The Australian Education Union and several secular groups are speaking out about the extension of the school chaplains program.

The 2018 Budget includes $247 million over four years to continue the program that places 3,000 religious chaplains in schools.

The program will have “an enhanced focus on addressing bullying in schools”, according to Budget documents.

The Rationalist Society of Australia says the program “interferes with the right to religious freedom and involves religious discrimination in hiring decisions” because it does not allow for the hiring of secular pastoral care workers.

Australian Education Union president Correna Haythorpe this week said: “We do not support the chaplains program”.

“Our schools need these funds to invest in programs such as school counsellors and student wellbeing programs in schools. We prefer to see that money invested in our schools more broadly,’ she said.

The guidelines allow some groups to apply for a temporary waiver of minimum qualifications when hiring chaplains, but there is no waiver for the requirement that chaplains be recognised by a religious group.

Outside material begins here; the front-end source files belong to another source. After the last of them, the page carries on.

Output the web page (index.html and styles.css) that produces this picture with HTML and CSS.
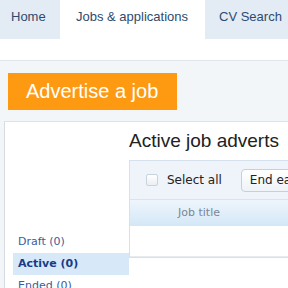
FILE: index.html
```html
<!DOCTYPE html>
<html>
<head>
<meta charset="utf-8">
<link rel="stylesheet" href="styles.css">
</head>
<body>
<nav class="nav">
  <a class="tab tab-home">Home</a>
  <a class="tab tab-jobs active">Jobs &amp; applications</a>
  <a class="tab tab-cv">CV Search</a>
</nav>
<div class="band"></div>
<div class="content">
  <a class="advertise">Advertise a job</a>
  <div class="panel">
    <aside class="sidebar">
      <ul class="status-list">
        <li>Draft (0)</li>
        <li class="current">Active (0)</li>
        <li>Ended (0)</li>
      </ul>
    </aside>
    <main class="main">
      <h1 class="heading">Active job adverts</h1>
      <div class="table">
        <div class="toolbar">
          <span class="checkbox"></span>
          <span class="select-all">Select all</span>
          <span class="btn">End early</span>
        </div>
        <div class="thead">
          <span class="th-title">Job title</span>
        </div>
        <div class="empty-row"></div>
      </div>
    </main>
  </div>
</div>
</body>
</html>
```
FILE: styles.css
```css
html, body {
  margin: 0;
  padding: 0;
  overflow: hidden;
  background: #f3f6f9;
  font-family: "Liberation Sans", Arial, sans-serif;
}
.nav {
  display: flex;
  height: 39px;
  background: #e3ecf5;
  width: 600px;
}
.tab {
  display: block;
  height: 39px;
  box-sizing: border-box;
  padding-top: 8px;
  line-height: 18px;
  font-size: 13px;
  color: #2d4a70;
  white-space: nowrap;
}
.tab-home { width: 60px; padding-left: 11px; }
.tab-jobs { width: 145px; padding-left: 16px; }
.tab-cv { padding-left: 14px; }
.tab.active { background: #ffffff; }
.band {
  height: 21px;
  background: #ffffff;
  border-bottom: 1px solid #dfe5eb;
}
.content {
  padding-top: 12px;
}
.advertise {
  display: inline-block;
  margin-left: 8px;
  height: 37px;
  line-height: 37px;
  padding: 0 19px 0 18px;
  background: #fe9a12;
  color: #ffffff;
  font-size: 20px;
  white-space: nowrap;
}
.panel {
  margin-top: 11px;
  margin-left: 4px;
  width: 600px;
  height: 200px;
  background: #ffffff;
  border-top: 1px solid #dde3e9;
  border-left: 1px solid #d6dce2;
  display: grid;
  grid-template-columns: 124px 1fr;
}
.sidebar {
  padding-top: 109px;
}
.status-list {
  list-style: none;
  margin: 0 0 0 8px;
  padding: 0;
  font-family: "DejaVu Sans", Verdana, sans-serif;
  font-size: 11px;
}
.status-list li {
  height: 22px;
  line-height: 22px;
  padding-left: 5px;
  color: #3b5c9c;
}
.status-list li.current {
  background: #d7e9f8;
  color: #183b8a;
  font-weight: bold;
}
.main {
  display: block;
}
.heading {
  margin: 8px 0 8px 0;
  font-size: 19px;
  line-height: 22px;
  font-weight: normal;
  color: #222222;
  white-space: nowrap;
}
.table {
  border: 1px solid #d5e1ec;
  border-right: none;
  font-family: "DejaVu Sans", Verdana, sans-serif;
}
.toolbar {
  height: 38px;
  background: #eef4fa;
  border-bottom: 1px solid #d8e4ef;
  display: flex;
  align-items: center;
  padding-left: 16px;
  font-size: 12px;
  color: #222;
}
.checkbox {
  width: 10px;
  height: 10px;
  border: 1px solid #c9d3dc;
  border-radius: 2px;
  background: linear-gradient(#ffffff, #eaeef2);
  margin-right: 9px;
}
.select-all {
  margin-right: 19px;
  white-space: nowrap;
}
.btn {
  height: 21px;
  line-height: 21px;
  padding: 0 8px;
  border: 1px solid #c4d1dd;
  border-radius: 4px;
  background: linear-gradient(#ffffff, #eef3f8);
  white-space: nowrap;
}
.thead {
  height: 26px;
  line-height: 26px;
  background: linear-gradient(#eef5fc, #d4e7f7);
  font-size: 11px;
  color: #7b8794;
  padding-left: 48px;
}
.empty-row {
  height: 30px;
  background: #ffffff;
  border-bottom: 1px solid #e6ebf0;
}
```
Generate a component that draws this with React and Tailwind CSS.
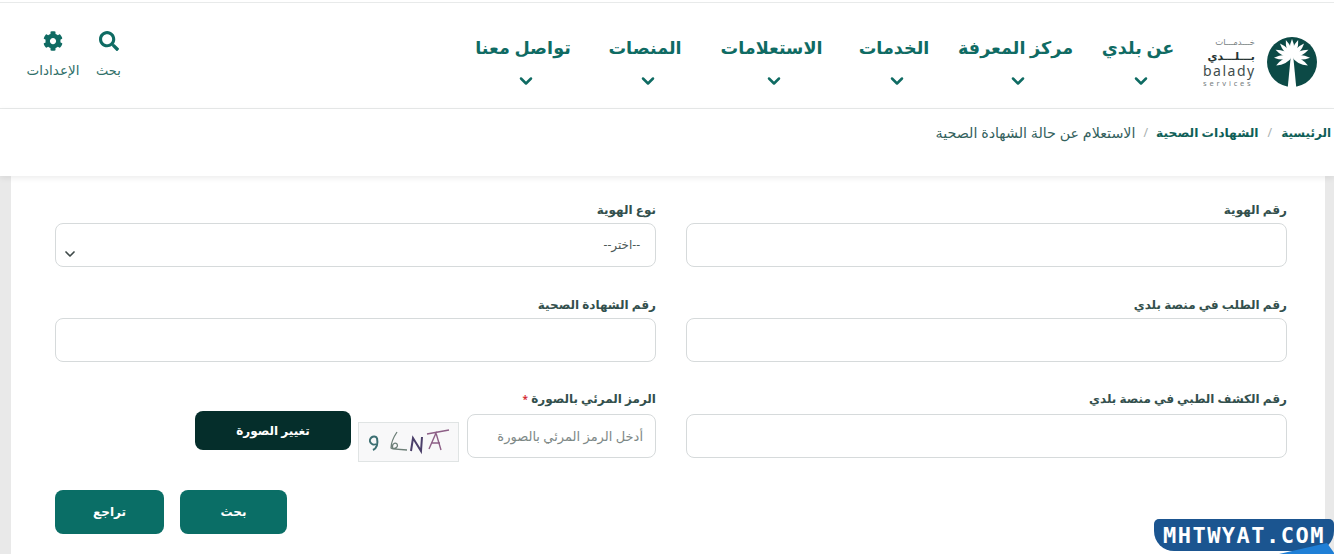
import { ChevronDown } from 'lucide-react';
import { FaCog, FaSearch } from 'react-icons/fa';

const navItems = [
  { label: 'عن بلدي', width: 'w-[70px]' },
  { label: 'مركز المعرفة', width: 'w-[105px]' },
  { label: 'الخدمات', width: 'w-[68px]' },
  { label: 'الاستعلامات', width: 'w-[107px]' },
  { label: 'المنصات', width: 'w-[76px]' },
  { label: 'تواصل معنا', width: 'w-[98px]' },
];

function PalmLogo() {
  const fronds = [-118, -92, -66, -42, -20, 0, 20, 42, 66, 92, 118];
  return (
    <svg width="52" height="52" viewBox="0 0 52 52">
      <circle cx="26" cy="26" r="25" fill="#0c4a46" />
      {fronds.map((a) => (
        <path key={a} d="M26 21 Q21.5 13 26 3 Q30.5 13 26 21Z" fill="#fff" transform={`rotate(${a} 26 21)`} />
      ))}
      <path d="M24.8 20h2.4l3 31h-8.4z" fill="#fff" />
    </svg>
  );
}

function Field({ label, labelClass = 'mb-[4px]', children }) {
  return (
    <div className="flex flex-col">
      <label className={`text-[12px] leading-[18px] font-semibold text-[#33504d] ${labelClass}`}>{label}</label>
      {children}
    </div>
  );
}

function TextInput({ placeholder, className = 'w-full' }) {
  return (
    <input
      placeholder={placeholder}
      className={`h-[44px] rounded-lg border border-[#d6dadb] bg-white px-3 text-[13px] placeholder:text-[#7d8886] ${className}`}
    />
  );
}

export default function App() {
  return (
    <div dir="rtl" className="h-[554px] w-[1334px] overflow-hidden relative bg-[#e9e9e9] font-['Noto_Sans','DejaVu_Sans',sans-serif]">
      <div className="h-[2px] bg-white" />
      <header className="h-[107px] bg-white border-t border-b border-[#e8eaea] flex justify-between pr-[16px] pl-[26px]">
        <div className="flex">
          <div className="flex items-start gap-[11px] pt-[33px] ml-[30px]">
            <PalmLogo />
            <div className="w-[52px] text-[#3f4d4c] leading-none">
              <div className="text-[8.5px] leading-[12px] whitespace-nowrap text-[#77807f]">خـــدمـــات</div>
              <div className="text-[11px] leading-[15px] whitespace-nowrap font-semibold text-[#263534]">بـــلـــدي</div>
              <div dir="ltr" className="text-[14px] leading-[16px] tracking-[1.5px]">balady</div>
              <div dir="ltr" className="text-[7.5px] leading-[9px] tracking-[2.8px] text-[#77807f]">services</div>
            </div>
          </div>
          <nav className="flex gap-[35px] pt-[29px]">
            {navItems.map((item) => (
              <div key={item.label} className={`flex flex-col items-center ${item.width}`}>
                <span className="text-[17.6px] leading-[30px] font-semibold text-[#0f6b63] whitespace-nowrap">{item.label}</span>
                <ChevronDown size={20} strokeWidth={3} className="mt-[9px] -mr-[5px] text-[#0f6b63]" />
              </div>
            ))}
          </nav>
        </div>
        <div className="flex gap-[16px] pt-[28px] text-[#0f6b63]">
          <div className="flex flex-col items-center w-[25px]">
            <FaSearch size={20} />
            <span className="mt-[10px] text-[13px] leading-[18px] text-[#2f6f69]">بحث</span>
          </div>
          <div className="flex flex-col items-center w-[54px]">
            <FaCog size={20} />
            <span className="mt-[10px] text-[13.5px] leading-[18px] text-[#2f6f69] whitespace-nowrap">الإعدادات</span>
          </div>
        </div>
      </header>

      <div className="h-[67px] bg-white shadow-[0_2px_6px_rgba(0,0,0,0.08)] relative z-10 flex items-start pr-[3px] pt-[15px] text-[12.3px] leading-[18px] text-[#0f5f58]">
        <span className="text-[12px] font-semibold">الرئيسية</span>
        <span className="mx-[9px] text-[#a9b1b0]">/</span>
        <span className="font-semibold">الشهادات الصحية</span>
        <span className="mx-[8px] text-[#a9b1b0]">/</span>
        <span className="text-[14.3px] text-[#33615d]">الاستعلام عن حالة الشهادة الصحية</span>
      </div>

      <main className="mr-[9px] ml-[11px] h-[378px] bg-white pr-[38px] pl-[44px] pt-[25px]">
        <div className="grid grid-cols-2 gap-x-[30px] gap-y-[29px]">
          <Field label="رقم الهوية">
            <TextInput />
          </Field>
          <Field label="نوع الهوية">
            <div className="h-[44px] rounded-lg border border-[#d6dadb] bg-white flex items-start justify-between pr-[15px] pl-[6px] pt-[12px] text-[12px] leading-[18px] text-[#4d5a58]">
              <span>--اختر--</span>
              <ChevronDown size={16} strokeWidth={2.5} className="mt-[10px] text-[#3f4a49]" />
            </div>
          </Field>
          <Field label="رقم الطلب في منصة بلدي">
            <TextInput />
          </Field>
          <Field label="رقم الشهادة الصحية">
            <TextInput />
          </Field>
          <Field label="رقم الكشف الطبي في منصة بلدي" labelClass="-mt-[1px] mb-[6px]">
            <TextInput />
          </Field>
          <div>
            <label className="block -mt-[1px] text-[12px] leading-[18px] font-semibold text-[#33504d] mb-[6px]">
              الرمز المرئي بالصورة <span className="text-[10px] text-[#d3242c]">*</span>
            </label>
            <div className="flex items-start">
              <TextInput placeholder="أدخل الرمز المرئي بالصورة" className="w-[189px]" />
              <div dir="ltr" className="mr-[8px] mt-[8px] h-[40px] w-[101px] border border-[#e0e4e4] bg-[#f8f8f9] flex items-center justify-center">
                <svg width="88" height="28" viewBox="0 0 88 28">
                  <path d="M12 10a4 4 0 1 0-1 6M12 10c1 5 0 10-4 12" fill="none" stroke="#3c6f72" strokeWidth="2" />
                  <path d="M32 4c-4 6-6 12-6 16 3 2 8-1 6-4-2-2-6 0-4 5l14 1" fill="none" stroke="#6d7f78" strokeWidth="1.3" />
                  <path d="M46 23 48 10l8 13 1-14" fill="none" stroke="#4b3f6a" strokeWidth="2" />
                  <path d="M64 21 71 5l5 17M66 15h9M62 6l22-4" fill="none" stroke="#8d5f86" strokeWidth="1.4" />
                </svg>
              </div>
              <button className="mr-[7px] -mt-[3px] h-[39px] w-[156px] rounded-lg bg-[#052e2b] text-white text-[12px] font-semibold">
                تغيير الصورة
              </button>
            </div>
          </div>
        </div>
        <div className="mt-[28px] flex justify-end gap-[16px]">
          <button className="h-[44px] w-[107px] rounded-lg bg-[#0a6e66] text-white text-[12px] font-semibold">بحث</button>
          <button className="h-[44px] w-[109px] rounded-lg bg-[#0a6e66] text-white text-[12px] font-semibold">تراجع</button>
        </div>
      </main>

      {/* watermark */}
      <div dir="ltr" className="absolute left-[1154px] top-[519px] h-[32px] w-[180px] rounded-b-[20px] rounded-t-[5px] bg-[#1b5590] flex items-center justify-center z-20 font-['DejaVu_Sans_Mono',monospace] text-[22px] font-bold tracking-[1.5px] text-white">
        MHTWYAT.COM
      </div>
      <div className="absolute left-[1279px] top-[543px] z-30 h-0 w-0 border-l-[48px] border-r-[8px] border-b-[11px] border-transparent border-b-[#1f7fd6]" />
    </div>
  );
}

They also allow chaplains to deliver religious instruction when not on chaplaincy hours.

Reports say federal and several state governments have stopped counting the stream complaints about the school chaplains program.

Education Minister Simon Birmingham says he has received “representations from many, many schools around the country, arguing in favour of the continuation of that program”.

The opponents say the minister has ignored “many representations opposing the program and urging, at the very least, that the religious requirement be removed”.